Build a Prometheus + Grafana Dashboard
Expose quality metrics (freshness age, row counts, SLO burn rate) via a Prometheus exporter, and visualize them in Grafana. This gives your team a single pane of glass for data health.
monitoring/exporter.py
from prometheus_client import Gauge
freshness_gauge = Gauge(
"data_table_freshness_hours",
"Hours since table last updated",
["table_name"]
)
def update_metrics():
for table, age in get_freshness_ages().items():
freshness_gauge.labels(table).set(age)
When to Implement Observability
- → You manage 20+ tables and manual checks aren't scaling
- → Stakeholders discover broken data before your team does
- → Root cause analysis after a pipeline failure takes more than 30 minutes
- → You're deploying ML models that depend on fresh, reliable feature data
Common Implementation Issues
Alert fatigue from day one
If you add monitoring before establishing baselines, every anomaly fires an alert. Run your pipeline for 2 weeks first, collect p95 volume and freshness stats, then set thresholds at p5/p95.

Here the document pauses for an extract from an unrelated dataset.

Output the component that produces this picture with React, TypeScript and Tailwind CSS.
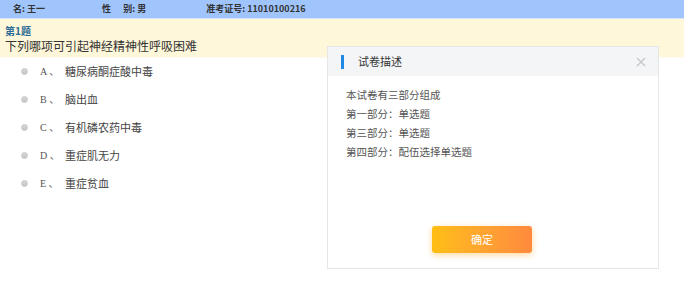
import React from 'react'

const OPTIONS = [
  { key: 'A', text: '糖尿病酮症酸中毒' },
  { key: 'B', text: '脑出血' },
  { key: 'C', text: '有机磷农药中毒' },
  { key: 'D', text: '重症肌无力' },
  { key: 'E', text: '重症贫血' },
]

const PARTS = ['本试卷有三部分组成', '第一部分：单选题', '第三部分：单选题', '第四部分：配伍选择单选题']

const cjk = "font-['Noto_Sans_CJK_SC',sans-serif]"

export default function App() {
  return (
    <div className={`relative w-[684px] h-[287px] overflow-hidden bg-white ${cjk}`}>
      {/* Candidate bar */}
      <div className="h-[19px] bg-[#a0c4fc] flex items-center text-[9px] font-bold text-[#333] border-b border-[#d6e4f7]">
        <span className="ml-[13px]">名: 王一</span>
        <span className="ml-[57px]">性&nbsp;&nbsp;&nbsp;&nbsp;&nbsp;&nbsp;别: 男</span>
        <span className="ml-[60px]">准考证号: 11010100216</span>
      </div>

      {/* Question stem */}
      <div className="h-[37px] bg-[#fff7d9] pl-[5px] pt-[6px] shadow-[0_1px_2px_#fdf1cd]">
        <div className="text-[10px] leading-[12px] font-bold text-[#2b6a96]">第1题</div>
        <div className="text-[12px] leading-[16px] text-[#333] mt-[1px]">下列哪项可引起神经精神性呼吸困难</div>
      </div>

      {/* Options */}
      <div className="pt-[1px]">
        {OPTIONS.map((o) => (
          <div key={o.key} className="h-[28px] flex items-center">
            <span className="ml-[21px] w-[7px] h-[7px] rounded-full bg-gradient-to-b from-[#d8d8d8] to-[#c4c4c4] border border-[#c8c8c8]" />
            <span className="ml-[12px] w-[25px] text-[10px] text-[#555] font-['Liberation_Serif','Noto_Sans_CJK_SC',serif]">
              {o.key} 、
            </span>
            <span className="text-[11px] text-[#444]">{o.text}</span>
          </div>
        ))}
      </div>

      {/* Paper description dialog */}
      <div className="absolute left-[327px] top-[46px] w-[332px] h-[223px] bg-white border border-[#e6e6e6] flex flex-col">
        <div className="h-[29px] bg-[#f4f5f7] flex items-center relative shrink-0">
          <span className="ml-[13px] w-[3px] h-[14px] bg-[#1e88e5]" />
          <span className="ml-[14px] text-[11px] text-[#333]">试卷描述</span>
          <svg className="absolute right-[12px] top-[10px]" width="10" height="10" viewBox="0 0 10 10">
            <path d="M1 1L9 9M9 1L1 9" stroke="#c8c8c8" strokeWidth="1.4" />
          </svg>
        </div>
        <div className="pt-[9px] pl-[18px] text-[10.5px] leading-[19px] text-[#555]">
          {PARTS.map((p) => (
            <div key={p}>{p}</div>
          ))}
        </div>
        <div className="mt-auto mb-[15px] flex">
          <button className="ml-[104px] w-[100px] h-[27px] rounded-[3px] bg-gradient-to-r from-[#ffbe12] to-[#ff8a3d] text-white text-[11px] shadow-[0_2px_6px_rgba(255,170,40,0.45)]">
            确定
          </button>
        </div>
      </div>
    </div>
  )
}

Lineage not emitting events
The most common cause: OpenLineage transport URL is wrong in profiles.yml, or dbt-openlineage package version doesn't match the Marquez API version. Check the Marquez logs first.
SLOs too strict to start
Start with error budgets set at 95% uptime, not 99.9%. Tighten as you understand real pipeline failure rates. A too-strict SLO burns all your error budget in the first week.
Skipping the lineage step
Freshness and volume monitoring tells you something is wrong. Without lineage, finding the root cause takes hours. Deploy OpenLineage at the same time as your first quality checks.
FAQ
- How do I implement data observability without expensive tooling?
- Use the open-source stack: dbt for pipeline-time quality checks, Great Expectations for expectation suites, OpenLineage + Marquez for lineage, and Prometheus + Grafana for dashboards. This covers all 5 pillars at zero license cost.
- What should I monitor first?
- Start with freshness on your highest-impact downstream tables — the ones feeding dashboards or ML models. Stale data is the most common and painful incident. Add volume monitoring next, then schema change alerts.
- How long does implementation take?
- A basic layer (dbt tests + Great Expectations + Prometheus metrics) can run in 1–2 days. A full production platform with OpenLineage, tiered SLOs, Grafana dashboards, and incident routing takes 2–4 weeks.